Seek out every line containing the word "index", and copy each.

DATASET SECTION:

^^^^^^^^

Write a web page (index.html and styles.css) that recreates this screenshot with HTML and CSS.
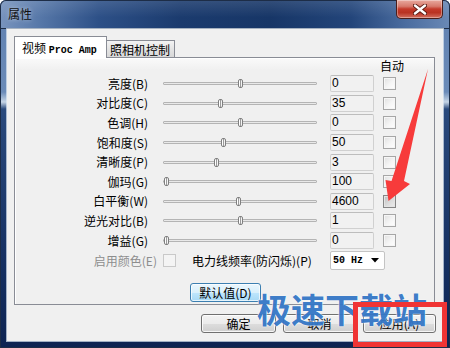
FILE: index.html
```html
<!DOCTYPE html>
<html lang="zh">
<head>
<meta charset="utf-8">
<title>属性</title>
<link rel="stylesheet" href="styles.css">
</head>
<body>
<div class="window">
  <div class="titlebar">
    <span class="title">属性</span>
    <div class="close">
      <svg width="14" height="11" viewBox="0 0 14 11">
        <path d="M2 1.5 L12 9.5 M12 1.5 L2 9.5" stroke="#5a1a12" stroke-width="4.2" stroke-linecap="round"/>
        <path d="M2 1.5 L12 9.5 M12 1.5 L2 9.5" stroke="#ffffff" stroke-width="2.4" stroke-linecap="round"/>
      </svg>
    </div>
  </div>
  <div class="client">
    <div class="tabs">
      <div class="tab active">视频 <span class="mono">Proc Amp</span></div>
      <div class="tab">照相机控制</div>
    </div>
    <div class="pane">
      <div class="head"><span>自动</span></div>
      <div class="row"><span class="label">亮度(B)</span><div class="slider"><i class="thumb" style="left:50%"></i></div><div class="num">0</div><span class="chk"></span></div>
      <div class="row"><span class="label">对比度(C)</span><div class="slider"><i class="thumb" style="left:37%"></i></div><div class="num">35</div><span class="chk"></span></div>
      <div class="row"><span class="label">色调(H)</span><div class="slider"><i class="thumb" style="left:50%"></i></div><div class="num">0</div><span class="chk"></span></div>
      <div class="row"><span class="label">饱和度(S)</span><div class="slider"><i class="thumb" style="left:39%"></i></div><div class="num">50</div><span class="chk"></span></div>
      <div class="row"><span class="label">清晰度(P)</span><div class="slider"><i class="thumb" style="left:34%"></i></div><div class="num">3</div><span class="chk"></span></div>
      <div class="row"><span class="label">伽玛(G)</span><div class="slider"><i class="thumb" style="left:1%"></i></div><div class="num">100</div><span class="chk"></span></div>
      <div class="row"><span class="label">白平衡(W)</span><div class="slider"><i class="thumb" style="left:49%"></i></div><div class="num">4600</div><span class="chk hot"></span></div>
      <div class="row"><span class="label">逆光对比(B)</span><div class="slider"><i class="thumb" style="left:50%"></i></div><div class="num">1</div><span class="chk"></span></div>
      <div class="row"><span class="label">增益(G)</span><div class="slider"><i class="thumb" style="left:1%"></i></div><div class="num">0</div><span class="chk"></span></div>
      <div class="opts">
        <span class="label2 dis">启用颜色(E)</span>
        <span class="chk dischk"></span>
        <span class="freq">电力线频率(防闪烁)(P)</span>
        <div class="combo"><span class="mono">50 Hz</span>
          <svg width="8" height="5" viewBox="0 0 8 5"><path d="M0 0 H8 L4 4.5 Z" fill="#000"/></svg>
        </div>
      </div>
      <div class="defrow"><button class="btn def">默认值(D)</button></div>
    </div>
    <div class="actions">
      <button class="btn ok">确定</button>
      <button class="btn">取消</button>
      <button class="btn">应用(A)</button>
    </div>
  </div>
  <div class="watermark">极速下载站</div>
  <div class="redbox"></div>
  <svg class="arrow" width="450" height="348" viewBox="0 0 450 348">
    <path d="M428 69 L404 181 L410 184 L388.5 201 L385.5 180 L391.5 181 Z" fill="#f73b3b"/>
  </svg>
</div>
</body>
</html>
```
FILE: styles.css
```css
html, body {
  margin: 0;
  padding: 0;
  background: #ffffff;
}
body {
  width: 450px;
  height: 348px;
  overflow: hidden;
  font-family: "Noto Sans CJK SC", "Liberation Sans", sans-serif;
  font-size: 12px;
  color: #000;
}
.window {
  position: relative;
  width: 450px;
  height: 348px;
  box-sizing: border-box;
  padding: 0 7px 7px;
  border-radius: 6px 6px 0 0;
  background: linear-gradient(to bottom, #5f80b0 0px, #6b8bb8 92px, #c6d5e6 102px, #2a4a7d 109px, #173264 250px, #0e2452 348px);
  box-shadow: inset 0 0 0 1px #1d2d47;
}
.titlebar {
  margin: 0 -7px;
  height: 29px;
  padding: 0 7px 0 8px;
  display: flex;
  justify-content: space-between;
  align-items: flex-start;
  border-radius: 6px 6px 0 0;
  background:
    linear-gradient(to bottom, rgba(255,255,255,0.12), rgba(255,255,255,0) 60%),
    linear-gradient(90deg, #7894be 0%, #5677a8 9%, #2d5087 22%, #1b3b6e 40%, #173667 60%, #23457a 78%, #4a6c9f 90%, #6a89b6 100%);
  box-shadow: inset 0 0 0 1px #1d2d47;
}
.title {
  margin-top: 6px;
  font-size: 12px;
  line-height: 16px;
  color: #101010;
  text-shadow: 0 0 4px rgba(255,255,255,0.6);
}
.close {
  width: 47px;
  height: 19px;
  box-sizing: border-box;
  display: flex;
  align-items: center;
  justify-content: center;
  border: 1px solid #4b1e1a;
  border-top: none;
  border-radius: 0 0 5px 5px;
  background: linear-gradient(to bottom, #e9a99e 0%, #d77a6c 35%, #c43a2a 50%, #b93222 70%, #d2705f 100%);
  box-shadow: inset 0 0 0 1px rgba(255,255,255,0.35);
}
.client {
  height: 312px;
  box-sizing: border-box;
  padding: 7px 7px 0 7px;
  background: #f0f0f0;
  box-shadow: 0 0 0 1px rgba(225,235,245,0.7);
}
.tabs {
  display: flex;
  align-items: flex-end;
  height: 21px;
  position: relative;
  z-index: 2;
}
.tab {
  box-sizing: border-box;
  border: 1px solid #898c95;
  border-bottom: none;
  font-size: 12px;
  line-height: 15px;
  white-space: nowrap;
}
.tab.active {
  width: 93px;
  height: 22px;
  margin-bottom: -1px;
  padding: 3px 0 0 7px;
  background: #ffffff;
}
.tab:not(.active) {
  width: 69px;
  height: 17px;
  margin-left: -1px;
  padding: 1px 0 0 3px;
  background: linear-gradient(to bottom, #f3f3f3, #e4e4e4 50%, #d8d8d8);
}
.mono {
  font-family: "Liberation Mono", "DejaVu Sans Mono", monospace;
  font-size: 10px;
  font-weight: bold;
}
.pane {
  width: 421px;
  height: 248px;
  box-sizing: border-box;
  border: 1px solid #898c95;
  background: linear-gradient(to bottom, #fafafa, #f0f0f0 12px);
  box-shadow: inset 1px 1px 0 #ffffff;
}
.head {
  height: 16px;
  padding-left: 365px;
  line-height: 16px;
  font-size: 12px;
}
.row {
  display: flex;
  align-items: center;
  height: 19.6px;
}
.label {
  width: 133px;
  text-align: right;
  white-space: nowrap;
  line-height: 14px;
}
.slider {
  position: relative;
  margin-left: 15px;
  width: 154px;
  height: 3px;
  box-sizing: border-box;
  border: 1px solid #b4b4b4;
  border-radius: 1px;
  background: #e9e9e9;
}
.thumb {
  position: absolute;
  top: -4px;
  width: 5px;
  height: 9px;
  margin-left: -2px;
  box-sizing: border-box;
  border: 1px solid #7f7f7f;
  border-radius: 2px;
  background: linear-gradient(90deg, #ffffff 0, #ffffff 40%, #9a9a9a 41%, #9a9a9a 60%, #f4f4f4 61%);
}
.num {
  margin-left: 13px;
  width: 44px;
  height: 17px;
  box-sizing: border-box;
  padding-left: 1px;
  border: 1px solid #d0d0d0;
  border-top-color: #bdbdbd;
  border-radius: 2px;
  background: #f1f1f1;
  font-family: "Liberation Sans", sans-serif;
  font-size: 12px;
  line-height: 15px;
}
.chk {
  display: block;
  margin-left: 9px;
  width: 13px;
  height: 13px;
  box-sizing: border-box;
  border: 1px solid #a6a6a6;
  background: linear-gradient(135deg, #e0e0e0 0%, #f5f5f5 55%, #ffffff 100%);
  box-shadow: inset 0 0 0 1px #f6f6f6;
}
.chk.hot {
  border-color: #858585;
  background: linear-gradient(135deg, #bdbdbd 0%, #dcdcdc 55%, #ededed 100%);
  box-shadow: inset 0 0 0 1px #e4e4e4;
}
.opts {
  display: flex;
  align-items: center;
  height: 20px;
}
.label2 {
  width: 142px;
  text-align: right;
  white-space: nowrap;
}
.dis {
  color: #8d8d8d;
}
.chk.dischk {
  margin-left: 6px;
  border-color: #c9c9c9;
  background: #f4f4f4;
  box-shadow: none;
}
.freq {
  margin-left: 16px;
  width: 125px;
  white-space: nowrap;
}
.combo {
  margin-left: 13px;
  width: 55px;
  height: 19px;
  box-sizing: border-box;
  display: flex;
  align-items: center;
  justify-content: space-between;
  padding: 0 5px 0 2px;
  border: 1px solid #c4c4c4;
  border-radius: 2px;
  background: #ffffff;
}
.defrow {
  margin-top: 13px;
  padding-left: 175px;
}
.btn {
  display: block;
  margin: 0;
  height: 19px;
  padding: 0;
  box-sizing: border-box;
  border: 1px solid #707070;
  border-radius: 3px;
  font-family: "Noto Sans CJK SC", sans-serif;
  font-size: 12px;
  line-height: 15px;
  color: #000;
  background: linear-gradient(to bottom, #f3f3f3 0%, #ebebeb 50%, #dddddd 51%, #cfcfcf 100%);
  box-shadow: inset 0 0 0 1px rgba(255,255,255,0.8);
}
.btn.def {
  width: 71px;
  height: 19px;
  border-color: #3c7fb1;
  background: linear-gradient(to bottom, #eaf6fd 0%, #d9f0fc 50%, #bee6fd 51%, #a7d9f5 100%);
  box-shadow: inset 0 0 0 1px rgba(255,255,255,0.7);
}
.actions {
  display: flex;
  justify-content: flex-end;
  gap: 7px;
  margin-top: 9px;
}
.actions .btn {
  width: 73px;
}
.actions .btn.ok {
  width: 75px;
}
.watermark {
  position: absolute;
  left: 257px;
  top: 290px;
  font-family: "Noto Sans CJK SC", sans-serif;
  font-weight: 700;
  font-size: 34px;
  line-height: 38px;
  color: #3577c6;
  white-space: nowrap;
  text-shadow: 0 0 2px #ffffff, 0 0 1px #ffffff;
  opacity: 0.95;
}
.redbox {
  position: absolute;
  left: 353px;
  top: 302px;
  width: 94px;
  height: 45px;
  box-sizing: border-box;
  border: 5px solid #f03434;
}
.arrow {
  position: absolute;
  left: 0;
  top: 0;
  pointer-events: none;
}
```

^^^^^^^^

FULL ANSWER:
Write a web page (index.html and styles.css) that recreates this screenshot with HTML and CSS.
FILE: index.html
  z-index: 2;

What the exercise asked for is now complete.